● DATA SHOWN
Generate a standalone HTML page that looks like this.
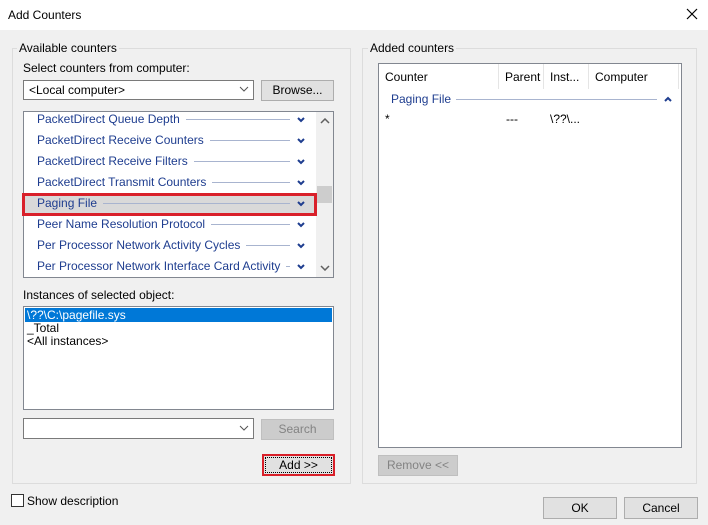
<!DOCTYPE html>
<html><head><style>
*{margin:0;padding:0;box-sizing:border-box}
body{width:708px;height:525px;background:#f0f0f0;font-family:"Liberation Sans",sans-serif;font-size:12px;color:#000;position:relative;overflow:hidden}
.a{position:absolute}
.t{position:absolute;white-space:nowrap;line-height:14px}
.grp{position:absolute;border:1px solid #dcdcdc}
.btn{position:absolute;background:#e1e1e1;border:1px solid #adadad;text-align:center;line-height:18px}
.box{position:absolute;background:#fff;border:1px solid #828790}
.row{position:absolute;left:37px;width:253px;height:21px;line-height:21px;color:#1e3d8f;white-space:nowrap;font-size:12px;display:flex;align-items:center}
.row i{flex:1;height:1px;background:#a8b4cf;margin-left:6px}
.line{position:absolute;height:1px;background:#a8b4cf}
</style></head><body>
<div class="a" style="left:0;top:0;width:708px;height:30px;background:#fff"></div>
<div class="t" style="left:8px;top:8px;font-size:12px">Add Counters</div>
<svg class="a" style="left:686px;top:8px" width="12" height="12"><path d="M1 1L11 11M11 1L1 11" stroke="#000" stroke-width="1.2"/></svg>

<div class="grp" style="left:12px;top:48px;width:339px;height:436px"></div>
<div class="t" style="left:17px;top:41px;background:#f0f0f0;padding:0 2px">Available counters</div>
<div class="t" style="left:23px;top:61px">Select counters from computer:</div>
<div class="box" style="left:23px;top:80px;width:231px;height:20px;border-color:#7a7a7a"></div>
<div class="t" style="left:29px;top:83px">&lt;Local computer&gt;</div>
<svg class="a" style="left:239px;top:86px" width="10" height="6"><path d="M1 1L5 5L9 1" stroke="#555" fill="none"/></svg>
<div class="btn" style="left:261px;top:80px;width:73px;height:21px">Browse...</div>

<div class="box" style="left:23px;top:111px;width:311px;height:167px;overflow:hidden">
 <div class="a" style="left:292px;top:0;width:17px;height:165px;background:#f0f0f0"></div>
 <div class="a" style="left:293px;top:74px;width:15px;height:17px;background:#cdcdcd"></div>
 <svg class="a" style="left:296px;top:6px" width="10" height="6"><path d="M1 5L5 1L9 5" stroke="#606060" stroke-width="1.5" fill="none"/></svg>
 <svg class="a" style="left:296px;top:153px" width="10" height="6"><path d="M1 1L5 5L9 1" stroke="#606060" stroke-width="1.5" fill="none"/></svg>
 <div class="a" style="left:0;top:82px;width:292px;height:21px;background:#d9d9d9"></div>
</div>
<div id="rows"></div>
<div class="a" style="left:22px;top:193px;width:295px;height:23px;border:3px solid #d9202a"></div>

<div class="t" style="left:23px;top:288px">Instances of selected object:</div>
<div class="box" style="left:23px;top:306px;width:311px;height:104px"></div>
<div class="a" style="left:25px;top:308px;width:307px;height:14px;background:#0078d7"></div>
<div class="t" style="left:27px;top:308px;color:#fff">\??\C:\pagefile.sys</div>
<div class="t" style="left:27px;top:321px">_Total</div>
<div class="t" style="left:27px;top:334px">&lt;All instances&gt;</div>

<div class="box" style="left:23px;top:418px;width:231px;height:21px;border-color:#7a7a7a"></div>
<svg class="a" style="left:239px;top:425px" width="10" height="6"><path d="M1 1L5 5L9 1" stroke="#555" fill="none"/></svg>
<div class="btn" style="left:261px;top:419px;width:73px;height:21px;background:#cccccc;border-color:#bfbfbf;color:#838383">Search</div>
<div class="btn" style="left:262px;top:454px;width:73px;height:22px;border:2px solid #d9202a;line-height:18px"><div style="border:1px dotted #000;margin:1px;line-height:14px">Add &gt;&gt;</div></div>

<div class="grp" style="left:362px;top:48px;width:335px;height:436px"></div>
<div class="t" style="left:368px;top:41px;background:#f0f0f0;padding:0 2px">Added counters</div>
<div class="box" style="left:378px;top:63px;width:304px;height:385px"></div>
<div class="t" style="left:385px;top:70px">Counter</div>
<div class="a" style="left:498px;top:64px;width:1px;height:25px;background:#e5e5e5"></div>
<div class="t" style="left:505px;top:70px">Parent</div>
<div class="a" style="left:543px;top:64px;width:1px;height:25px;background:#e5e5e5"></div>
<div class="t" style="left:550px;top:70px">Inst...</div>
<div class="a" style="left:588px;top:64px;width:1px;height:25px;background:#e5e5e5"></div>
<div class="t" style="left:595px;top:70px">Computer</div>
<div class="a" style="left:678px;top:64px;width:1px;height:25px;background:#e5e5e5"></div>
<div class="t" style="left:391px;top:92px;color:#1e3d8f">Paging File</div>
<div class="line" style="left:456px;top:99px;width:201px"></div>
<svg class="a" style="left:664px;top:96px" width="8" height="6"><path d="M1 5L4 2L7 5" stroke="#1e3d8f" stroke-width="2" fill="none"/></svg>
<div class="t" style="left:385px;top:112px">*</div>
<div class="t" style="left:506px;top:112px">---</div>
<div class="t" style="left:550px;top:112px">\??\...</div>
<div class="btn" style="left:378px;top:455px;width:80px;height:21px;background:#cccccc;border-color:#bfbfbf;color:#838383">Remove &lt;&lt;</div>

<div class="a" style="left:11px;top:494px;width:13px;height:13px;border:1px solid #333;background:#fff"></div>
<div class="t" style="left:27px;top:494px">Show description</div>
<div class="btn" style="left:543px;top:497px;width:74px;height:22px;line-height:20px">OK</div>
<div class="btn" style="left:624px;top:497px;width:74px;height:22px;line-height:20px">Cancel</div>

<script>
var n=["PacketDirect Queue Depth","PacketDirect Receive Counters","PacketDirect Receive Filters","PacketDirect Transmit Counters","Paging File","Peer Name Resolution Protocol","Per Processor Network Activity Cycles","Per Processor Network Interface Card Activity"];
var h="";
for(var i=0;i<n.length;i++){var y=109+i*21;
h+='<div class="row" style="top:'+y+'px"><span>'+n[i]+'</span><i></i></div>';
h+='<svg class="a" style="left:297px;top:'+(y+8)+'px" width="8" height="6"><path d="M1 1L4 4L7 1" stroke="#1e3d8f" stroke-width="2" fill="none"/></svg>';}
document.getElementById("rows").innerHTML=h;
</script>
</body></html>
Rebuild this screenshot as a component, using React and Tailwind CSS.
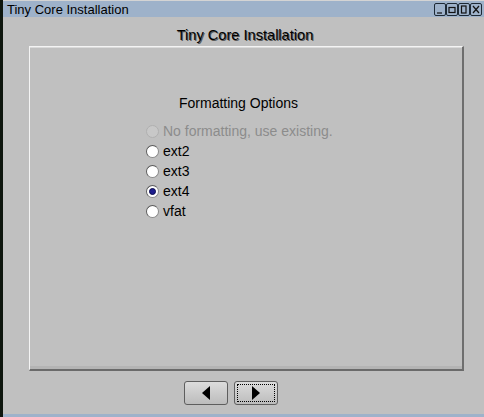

● EXERCISE OBJECTIVE
Return the listing above unchanged, apart from dropping its pictures.

● IN RESPONSE
Generate a standalone HTML page that looks like this.
<!DOCTYPE html>
<html><head><style>
*{margin:0;padding:0;box-sizing:border-box}
body{width:708px;height:525px;background:#f0f0f0;font-family:"Liberation Sans",sans-serif;font-size:12px;color:#000;position:relative;overflow:hidden}
.a{position:absolute}
.t{position:absolute;white-space:nowrap;line-height:14px}
.grp{position:absolute;border:1px solid #dcdcdc}
.btn{position:absolute;background:#e1e1e1;border:1px solid #adadad;text-align:center;line-height:18px}
.box{position:absolute;background:#fff;border:1px solid #828790}
.row{position:absolute;left:37px;width:253px;height:21px;line-height:21px;color:#1e3d8f;white-space:nowrap;font-size:12px;display:flex;align-items:center}
.row i{flex:1;height:1px;background:#a8b4cf;margin-left:6px}
.line{position:absolute;height:1px;background:#a8b4cf}
</style></head><body>
<div class="a" style="left:0;top:0;width:708px;height:30px;background:#fff"></div>
<div class="t" style="left:8px;top:8px;font-size:12px">Add Counters</div>
<svg class="a" style="left:686px;top:8px" width="12" height="12"><path d="M1 1L11 11M11 1L1 11" stroke="#000" stroke-width="1.2"/></svg>

<div class="grp" style="left:12px;top:48px;width:339px;height:436px"></div>
<div class="t" style="left:17px;top:41px;background:#f0f0f0;padding:0 2px">Available counters</div>
<div class="t" style="left:23px;top:61px">Select counters from computer:</div>
<div class="box" style="left:23px;top:80px;width:231px;height:20px;border-color:#7a7a7a"></div>
<div class="t" style="left:29px;top:83px">&lt;Local computer&gt;</div>
<svg class="a" style="left:239px;top:86px" width="10" height="6"><path d="M1 1L5 5L9 1" stroke="#555" fill="none"/></svg>
<div class="btn" style="left:261px;top:80px;width:73px;height:21px">Browse...</div>

<div class="box" style="left:23px;top:111px;width:311px;height:167px;overflow:hidden">
 <div class="a" style="left:292px;top:0;width:17px;height:165px;background:#f0f0f0"></div>
 <div class="a" style="left:293px;top:74px;width:15px;height:17px;background:#cdcdcd"></div>
 <svg class="a" style="left:296px;top:6px" width="10" height="6"><path d="M1 5L5 1L9 5" stroke="#606060" stroke-width="1.5" fill="none"/></svg>
 <svg class="a" style="left:296px;top:153px" width="10" height="6"><path d="M1 1L5 5L9 1" stroke="#606060" stroke-width="1.5" fill="none"/></svg>
 <div class="a" style="left:0;top:82px;width:292px;height:21px;background:#d9d9d9"></div>
</div>
<div id="rows"></div>
<div class="a" style="left:22px;top:193px;width:295px;height:23px;border:3px solid #d9202a"></div>

<div class="t" style="left:23px;top:288px">Instances of selected object:</div>
<div class="box" style="left:23px;top:306px;width:311px;height:104px"></div>
<div class="a" style="left:25px;top:308px;width:307px;height:14px;background:#0078d7"></div>
<div class="t" style="left:27px;top:308px;color:#fff">\??\C:\pagefile.sys</div>
<div class="t" style="left:27px;top:321px">_Total</div>
<div class="t" style="left:27px;top:334px">&lt;All instances&gt;</div>

<div class="box" style="left:23px;top:418px;width:231px;height:21px;border-color:#7a7a7a"></div>
<svg class="a" style="left:239px;top:425px" width="10" height="6"><path d="M1 1L5 5L9 1" stroke="#555" fill="none"/></svg>
<div class="btn" style="left:261px;top:419px;width:73px;height:21px;background:#cccccc;border-color:#bfbfbf;color:#838383">Search</div>
<div class="btn" style="left:262px;top:454px;width:73px;height:22px;border:2px solid #d9202a;line-height:18px"><div style="border:1px dotted #000;margin:1px;line-height:14px">Add &gt;&gt;</div></div>

<div class="grp" style="left:362px;top:48px;width:335px;height:436px"></div>
<div class="t" style="left:368px;top:41px;background:#f0f0f0;padding:0 2px">Added counters</div>
<div class="box" style="left:378px;top:63px;width:304px;height:385px"></div>
<div class="t" style="left:385px;top:70px">Counter</div>
<div class="a" style="left:498px;top:64px;width:1px;height:25px;background:#e5e5e5"></div>
<div class="t" style="left:505px;top:70px">Parent</div>
<div class="a" style="left:543px;top:64px;width:1px;height:25px;background:#e5e5e5"></div>
<div class="t" style="left:550px;top:70px">Inst...</div>
<div class="a" style="left:588px;top:64px;width:1px;height:25px;background:#e5e5e5"></div>
<div class="t" style="left:595px;top:70px">Computer</div>
<div class="a" style="left:678px;top:64px;width:1px;height:25px;background:#e5e5e5"></div>
<div class="t" style="left:391px;top:92px;color:#1e3d8f">Paging File</div>
<div class="line" style="left:456px;top:99px;width:201px"></div>
<svg class="a" style="left:664px;top:96px" width="8" height="6"><path d="M1 5L4 2L7 5" stroke="#1e3d8f" stroke-width="2" fill="none"/></svg>
<div class="t" style="left:385px;top:112px">*</div>
<div class="t" style="left:506px;top:112px">---</div>
<div class="t" style="left:550px;top:112px">\??\...</div>
<div class="btn" style="left:378px;top:455px;width:80px;height:21px;background:#cccccc;border-color:#bfbfbf;color:#838383">Remove &lt;&lt;</div>

<div class="a" style="left:11px;top:494px;width:13px;height:13px;border:1px solid #333;background:#fff"></div>
<div class="t" style="left:27px;top:494px">Show description</div>
<div class="btn" style="left:543px;top:497px;width:74px;height:22px;line-height:20px">OK</div>
<div class="btn" style="left:624px;top:497px;width:74px;height:22px;line-height:20px">Cancel</div>

<script>
var n=["PacketDirect Queue Depth","PacketDirect Receive Counters","PacketDirect Receive Filters","PacketDirect Transmit Counters","Paging File","Peer Name Resolution Protocol","Per Processor Network Activity Cycles","Per Processor Network Interface Card Activity"];
var h="";
for(var i=0;i<n.length;i++){var y=109+i*21;
h+='<div class="row" style="top:'+y+'px"><span>'+n[i]+'</span><i></i></div>';
h+='<svg class="a" style="left:297px;top:'+(y+8)+'px" width="8" height="6"><path d="M1 1L4 4L7 1" stroke="#1e3d8f" stroke-width="2" fill="none"/></svg>';}
document.getElementById("rows").innerHTML=h;
</script>
</body></html>
Rebuild this screenshot as a component, using React and Tailwind CSS.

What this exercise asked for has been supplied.